(Web page code records)
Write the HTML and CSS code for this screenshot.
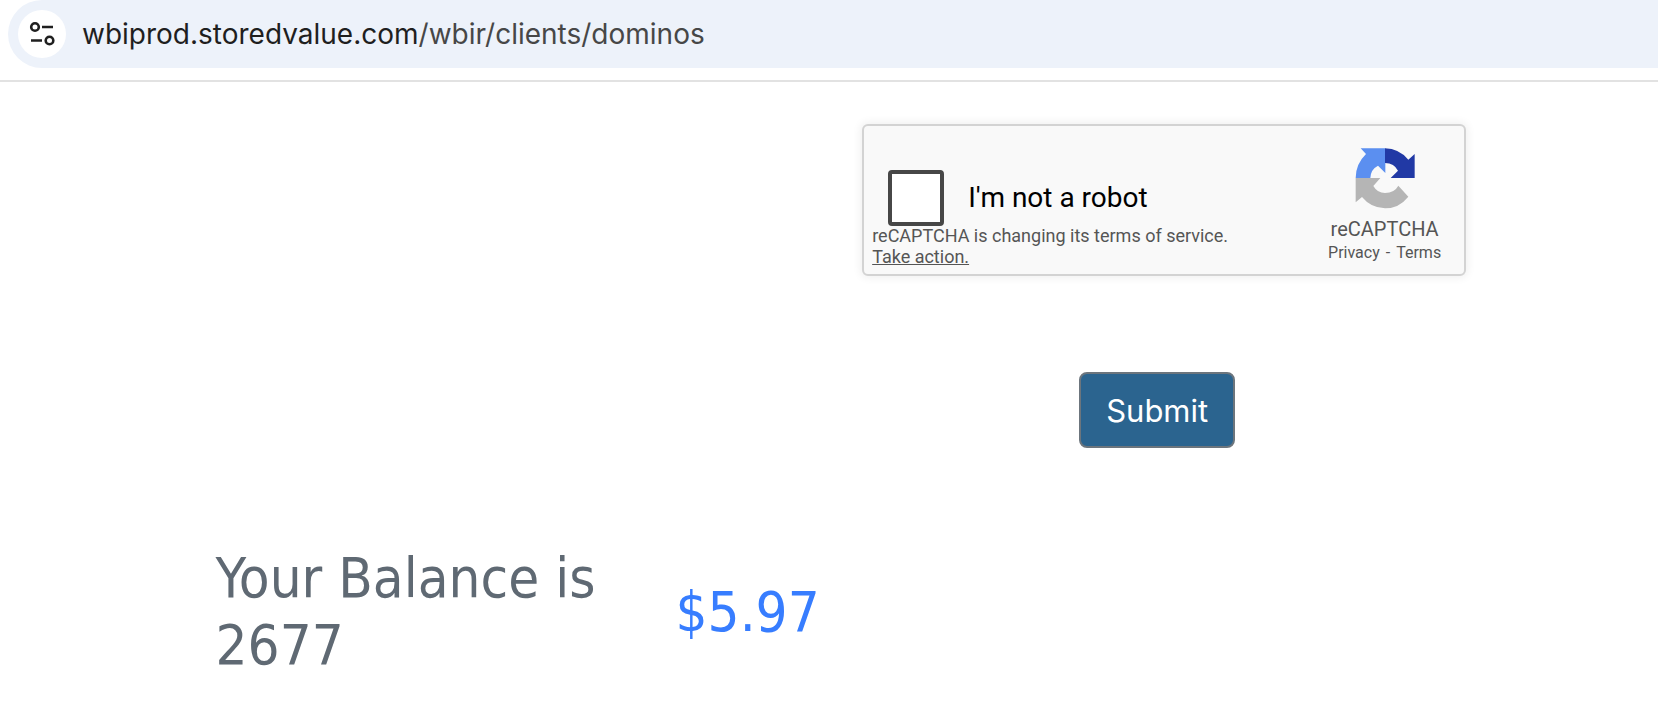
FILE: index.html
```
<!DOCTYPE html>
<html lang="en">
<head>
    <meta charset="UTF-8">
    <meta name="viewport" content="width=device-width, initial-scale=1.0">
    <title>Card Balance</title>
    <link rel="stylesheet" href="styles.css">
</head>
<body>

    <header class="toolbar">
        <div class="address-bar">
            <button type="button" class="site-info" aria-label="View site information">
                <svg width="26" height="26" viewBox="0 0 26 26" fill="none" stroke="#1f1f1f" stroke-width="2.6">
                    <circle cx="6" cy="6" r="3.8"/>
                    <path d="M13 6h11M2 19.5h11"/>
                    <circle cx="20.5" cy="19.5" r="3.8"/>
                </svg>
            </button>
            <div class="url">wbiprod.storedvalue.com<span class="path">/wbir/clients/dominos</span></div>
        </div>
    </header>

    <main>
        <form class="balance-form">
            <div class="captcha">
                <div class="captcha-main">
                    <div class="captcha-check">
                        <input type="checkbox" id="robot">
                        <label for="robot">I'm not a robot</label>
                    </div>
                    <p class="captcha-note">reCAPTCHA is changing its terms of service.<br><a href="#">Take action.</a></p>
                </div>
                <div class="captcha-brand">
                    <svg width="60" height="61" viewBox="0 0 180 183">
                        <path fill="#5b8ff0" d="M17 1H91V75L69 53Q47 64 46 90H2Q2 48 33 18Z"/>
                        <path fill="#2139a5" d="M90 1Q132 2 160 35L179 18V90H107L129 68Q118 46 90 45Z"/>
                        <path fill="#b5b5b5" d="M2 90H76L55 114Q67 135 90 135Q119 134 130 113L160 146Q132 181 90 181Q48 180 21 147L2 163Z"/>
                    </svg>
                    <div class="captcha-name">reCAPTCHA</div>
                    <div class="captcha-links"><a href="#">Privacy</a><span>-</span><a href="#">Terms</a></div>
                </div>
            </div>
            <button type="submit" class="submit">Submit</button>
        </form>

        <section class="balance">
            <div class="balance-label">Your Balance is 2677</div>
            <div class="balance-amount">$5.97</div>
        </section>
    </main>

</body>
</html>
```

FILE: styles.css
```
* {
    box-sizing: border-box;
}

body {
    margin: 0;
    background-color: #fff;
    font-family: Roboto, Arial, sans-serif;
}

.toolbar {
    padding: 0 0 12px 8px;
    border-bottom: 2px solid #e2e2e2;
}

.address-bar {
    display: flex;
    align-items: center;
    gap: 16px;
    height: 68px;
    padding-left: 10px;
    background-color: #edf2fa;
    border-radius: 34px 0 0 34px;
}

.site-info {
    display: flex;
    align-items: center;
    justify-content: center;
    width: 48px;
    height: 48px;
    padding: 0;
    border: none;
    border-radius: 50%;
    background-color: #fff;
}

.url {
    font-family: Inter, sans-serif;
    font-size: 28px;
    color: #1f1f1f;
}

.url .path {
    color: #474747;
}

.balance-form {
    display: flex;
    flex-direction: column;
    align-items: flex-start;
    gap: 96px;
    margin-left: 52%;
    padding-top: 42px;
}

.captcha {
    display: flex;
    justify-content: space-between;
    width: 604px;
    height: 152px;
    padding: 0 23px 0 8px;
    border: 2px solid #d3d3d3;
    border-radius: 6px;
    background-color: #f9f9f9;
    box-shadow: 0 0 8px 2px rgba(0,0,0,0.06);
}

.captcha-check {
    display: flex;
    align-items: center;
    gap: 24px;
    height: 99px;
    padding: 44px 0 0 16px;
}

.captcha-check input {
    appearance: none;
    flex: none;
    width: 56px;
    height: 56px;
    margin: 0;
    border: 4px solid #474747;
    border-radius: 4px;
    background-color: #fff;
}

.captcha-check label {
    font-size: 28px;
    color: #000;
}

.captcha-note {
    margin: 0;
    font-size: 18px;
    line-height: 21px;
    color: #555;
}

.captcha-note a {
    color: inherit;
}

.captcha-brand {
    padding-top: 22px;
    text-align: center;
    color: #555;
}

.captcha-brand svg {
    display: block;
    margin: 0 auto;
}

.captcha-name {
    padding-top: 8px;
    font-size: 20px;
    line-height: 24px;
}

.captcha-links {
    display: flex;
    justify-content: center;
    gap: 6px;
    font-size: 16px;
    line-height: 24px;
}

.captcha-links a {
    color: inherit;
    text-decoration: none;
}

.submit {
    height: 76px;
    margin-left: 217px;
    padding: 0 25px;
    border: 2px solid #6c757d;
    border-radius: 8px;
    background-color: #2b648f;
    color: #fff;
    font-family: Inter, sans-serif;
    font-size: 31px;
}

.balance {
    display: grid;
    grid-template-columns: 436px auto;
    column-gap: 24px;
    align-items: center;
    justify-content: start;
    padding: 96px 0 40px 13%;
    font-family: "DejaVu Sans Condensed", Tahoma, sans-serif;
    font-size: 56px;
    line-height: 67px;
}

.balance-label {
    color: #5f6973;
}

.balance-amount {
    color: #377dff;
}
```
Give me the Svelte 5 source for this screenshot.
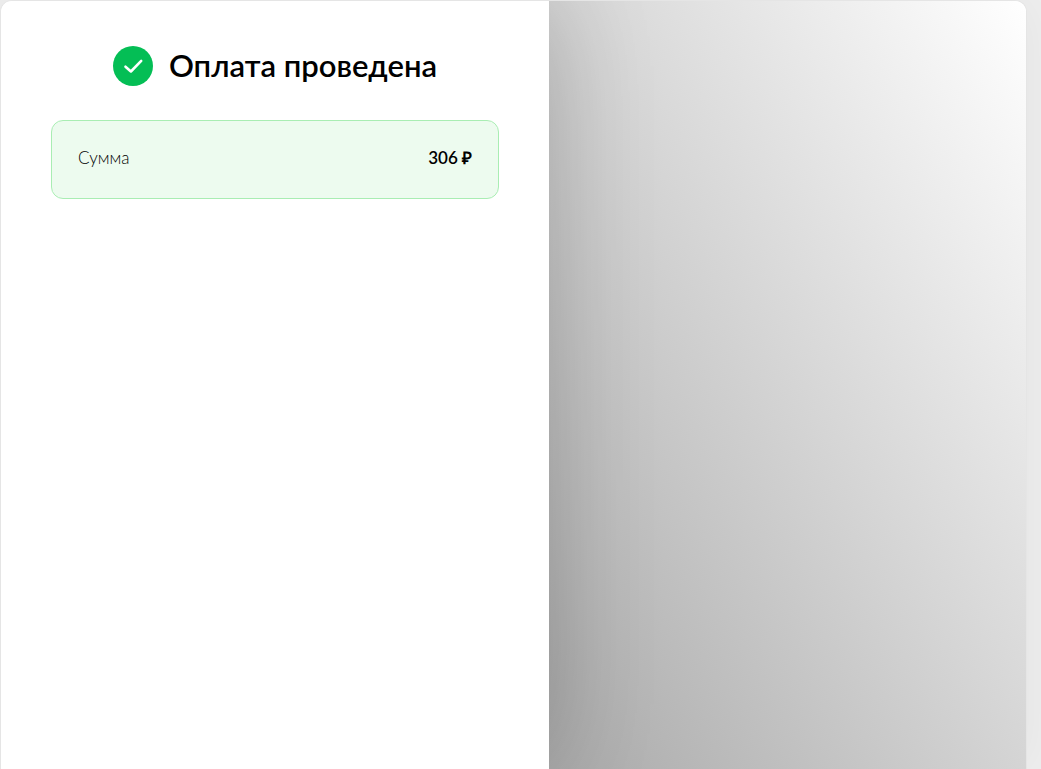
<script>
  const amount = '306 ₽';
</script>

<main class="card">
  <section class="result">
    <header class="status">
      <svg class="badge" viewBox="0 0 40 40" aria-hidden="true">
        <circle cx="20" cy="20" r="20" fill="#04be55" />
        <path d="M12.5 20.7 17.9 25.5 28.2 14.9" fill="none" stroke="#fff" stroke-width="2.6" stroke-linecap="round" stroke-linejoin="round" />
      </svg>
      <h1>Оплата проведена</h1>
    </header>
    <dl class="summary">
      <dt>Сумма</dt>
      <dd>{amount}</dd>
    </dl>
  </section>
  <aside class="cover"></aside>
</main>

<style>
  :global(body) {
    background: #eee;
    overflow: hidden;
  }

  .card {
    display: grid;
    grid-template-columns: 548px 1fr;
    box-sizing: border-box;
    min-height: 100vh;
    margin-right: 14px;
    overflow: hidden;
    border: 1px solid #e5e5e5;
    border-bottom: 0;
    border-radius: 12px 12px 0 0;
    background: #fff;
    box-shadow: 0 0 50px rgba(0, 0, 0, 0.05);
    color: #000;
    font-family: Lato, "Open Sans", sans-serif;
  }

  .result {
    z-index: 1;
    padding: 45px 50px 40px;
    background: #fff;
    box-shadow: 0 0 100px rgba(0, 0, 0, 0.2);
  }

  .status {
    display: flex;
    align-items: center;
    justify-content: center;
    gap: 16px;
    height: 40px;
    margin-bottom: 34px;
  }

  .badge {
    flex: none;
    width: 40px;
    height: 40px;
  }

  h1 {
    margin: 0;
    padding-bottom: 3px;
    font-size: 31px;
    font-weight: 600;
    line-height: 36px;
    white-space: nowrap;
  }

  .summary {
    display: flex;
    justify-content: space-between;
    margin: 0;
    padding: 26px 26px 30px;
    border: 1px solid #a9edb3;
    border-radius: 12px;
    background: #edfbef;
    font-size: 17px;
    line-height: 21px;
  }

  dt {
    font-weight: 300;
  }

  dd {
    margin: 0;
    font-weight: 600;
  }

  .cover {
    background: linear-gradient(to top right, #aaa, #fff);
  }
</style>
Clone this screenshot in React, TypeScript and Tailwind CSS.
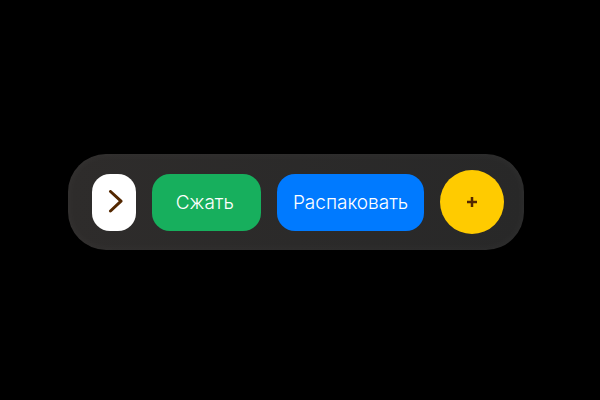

The problem:
Reproduce all entries without any change, and omit the pictures.

Exercise response:
Write the HTML and CSS code for this screenshot.
FILE: index.html
```
<!DOCTYPE html>
<html lang="en">
<head>
    <meta charset="UTF-8">
    <meta name="viewport" content="width=device-width, initial-scale=1.0">
    <title>Card Balance</title>
    <link rel="stylesheet" href="styles.css">
</head>
<body>

    <header class="toolbar">
        <div class="address-bar">
            <button type="button" class="site-info" aria-label="View site information">
                <svg width="26" height="26" viewBox="0 0 26 26" fill="none" stroke="#1f1f1f" stroke-width="2.6">
                    <circle cx="6" cy="6" r="3.8"/>
                    <path d="M13 6h11M2 19.5h11"/>
                    <circle cx="20.5" cy="19.5" r="3.8"/>
                </svg>
            </button>
            <div class="url">wbiprod.storedvalue.com<span class="path">/wbir/clients/dominos</span></div>
        </div>
    </header>

    <main>
        <form class="balance-form">
            <div class="captcha">
                <div class="captcha-main">
                    <div class="captcha-check">
                        <input type="checkbox" id="robot">
                        <label for="robot">I'm not a robot</label>
                    </div>
                    <p class="captcha-note">reCAPTCHA is changing its terms of service.<br><a href="#">Take action.</a></p>
                </div>
                <div class="captcha-brand">
                    <svg width="60" height="61" viewBox="0 0 180 183">
                        <path fill="#5b8ff0" d="M17 1H91V75L69 53Q47 64 46 90H2Q2 48 33 18Z"/>
                        <path fill="#2139a5" d="M90 1Q132 2 160 35L179 18V90H107L129 68Q118 46 90 45Z"/>
                        <path fill="#b5b5b5" d="M2 90H76L55 114Q67 135 90 135Q119 134 130 113L160 146Q132 181 90 181Q48 180 21 147L2 163Z"/>
                    </svg>
                    <div class="captcha-name">reCAPTCHA</div>
                    <div class="captcha-links"><a href="#">Privacy</a><span>-</span><a href="#">Terms</a></div>
                </div>
            </div>
            <button type="submit" class="submit">Submit</button>
        </form>

        <section class="balance">
            <div class="balance-label">Your Balance is 2677</div>
            <div class="balance-amount">$5.97</div>
        </section>
    </main>

</body>
</html>
```

FILE: styles.css
```
* {
    box-sizing: border-box;
}

body {
    margin: 0;
    background-color: #fff;
    font-family: Roboto, Arial, sans-serif;
}

.toolbar {
    padding: 0 0 12px 8px;
    border-bottom: 2px solid #e2e2e2;
}

.address-bar {
    display: flex;
    align-items: center;
    gap: 16px;
    height: 68px;
    padding-left: 10px;
    background-color: #edf2fa;
    border-radius: 34px 0 0 34px;
}

.site-info {
    display: flex;
    align-items: center;
    justify-content: center;
    width: 48px;
    height: 48px;
    padding: 0;
    border: none;
    border-radius: 50%;
    background-color: #fff;
}

.url {
    font-family: Inter, sans-serif;
    font-size: 28px;
    color: #1f1f1f;
}

.url .path {
    color: #474747;
}

.balance-form {
    display: flex;
    flex-direction: column;
    align-items: flex-start;
    gap: 96px;
    margin-left: 52%;
    padding-top: 42px;
}

.captcha {
    display: flex;
    justify-content: space-between;
    width: 604px;
    height: 152px;
    padding: 0 23px 0 8px;
    border: 2px solid #d3d3d3;
    border-radius: 6px;
    background-color: #f9f9f9;
    box-shadow: 0 0 8px 2px rgba(0,0,0,0.06);
}

.captcha-check {
    display: flex;
    align-items: center;
    gap: 24px;
    height: 99px;
    padding: 44px 0 0 16px;
}

.captcha-check input {
    appearance: none;
    flex: none;
    width: 56px;
    height: 56px;
    margin: 0;
    border: 4px solid #474747;
    border-radius: 4px;
    background-color: #fff;
}

.captcha-check label {
    font-size: 28px;
    color: #000;
}

.captcha-note {
    margin: 0;
    font-size: 18px;
    line-height: 21px;
    color: #555;
}

.captcha-note a {
    color: inherit;
}

.captcha-brand {
    padding-top: 22px;
    text-align: center;
    color: #555;
}

.captcha-brand svg {
    display: block;
    margin: 0 auto;
}

.captcha-name {
    padding-top: 8px;
    font-size: 20px;
    line-height: 24px;
}

.captcha-links {
    display: flex;
    justify-content: center;
    gap: 6px;
    font-size: 16px;
    line-height: 24px;
}

.captcha-links a {
    color: inherit;
    text-decoration: none;
}

.submit {
    height: 76px;
    margin-left: 217px;
    padding: 0 25px;
    border: 2px solid #6c757d;
    border-radius: 8px;
    background-color: #2b648f;
    color: #fff;
    font-family: Inter, sans-serif;
    font-size: 31px;
}

.balance {
    display: grid;
    grid-template-columns: 436px auto;
    column-gap: 24px;
    align-items: center;
    justify-content: start;
    padding: 96px 0 40px 13%;
    font-family: "DejaVu Sans Condensed", Tahoma, sans-serif;
    font-size: 56px;
    line-height: 67px;
}

.balance-label {
    color: #5f6973;
}

.balance-amount {
    color: #377dff;
}
```
Give me the Svelte 5 source for this screenshot.
<script>
  const amount = '306 ₽';
</script>

<main class="card">
  <section class="result">
    <header class="status">
      <svg class="badge" viewBox="0 0 40 40" aria-hidden="true">
        <circle cx="20" cy="20" r="20" fill="#04be55" />
        <path d="M12.5 20.7 17.9 25.5 28.2 14.9" fill="none" stroke="#fff" stroke-width="2.6" stroke-linecap="round" stroke-linejoin="round" />
      </svg>
      <h1>Оплата проведена</h1>
    </header>
    <dl class="summary">
      <dt>Сумма</dt>
      <dd>{amount}</dd>
    </dl>
  </section>
  <aside class="cover"></aside>
</main>

<style>
  :global(body) {
    background: #eee;
    overflow: hidden;
  }

  .card {
    display: grid;
    grid-template-columns: 548px 1fr;
    box-sizing: border-box;
    min-height: 100vh;
    margin-right: 14px;
    overflow: hidden;
    border: 1px solid #e5e5e5;
    border-bottom: 0;
    border-radius: 12px 12px 0 0;
    background: #fff;
    box-shadow: 0 0 50px rgba(0, 0, 0, 0.05);
    color: #000;
    font-family: Lato, "Open Sans", sans-serif;
  }

  .result {
    z-index: 1;
    padding: 45px 50px 40px;
    background: #fff;
    box-shadow: 0 0 100px rgba(0, 0, 0, 0.2);
  }

  .status {
    display: flex;
    align-items: center;
    justify-content: center;
    gap: 16px;
    height: 40px;
    margin-bottom: 34px;
  }

  .badge {
    flex: none;
    width: 40px;
    height: 40px;
  }

  h1 {
    margin: 0;
    padding-bottom: 3px;
    font-size: 31px;
    font-weight: 600;
    line-height: 36px;
    white-space: nowrap;
  }

  .summary {
    display: flex;
    justify-content: space-between;
    margin: 0;
    padding: 26px 26px 30px;
    border: 1px solid #a9edb3;
    border-radius: 12px;
    background: #edfbef;
    font-size: 17px;
    line-height: 21px;
  }

  dt {
    font-weight: 300;
  }

  dd {
    margin: 0;
    font-weight: 600;
  }

  .cover {
    background: linear-gradient(to top right, #aaa, #fff);
  }
</style>
Clone this screenshot in React, TypeScript and Tailwind CSS.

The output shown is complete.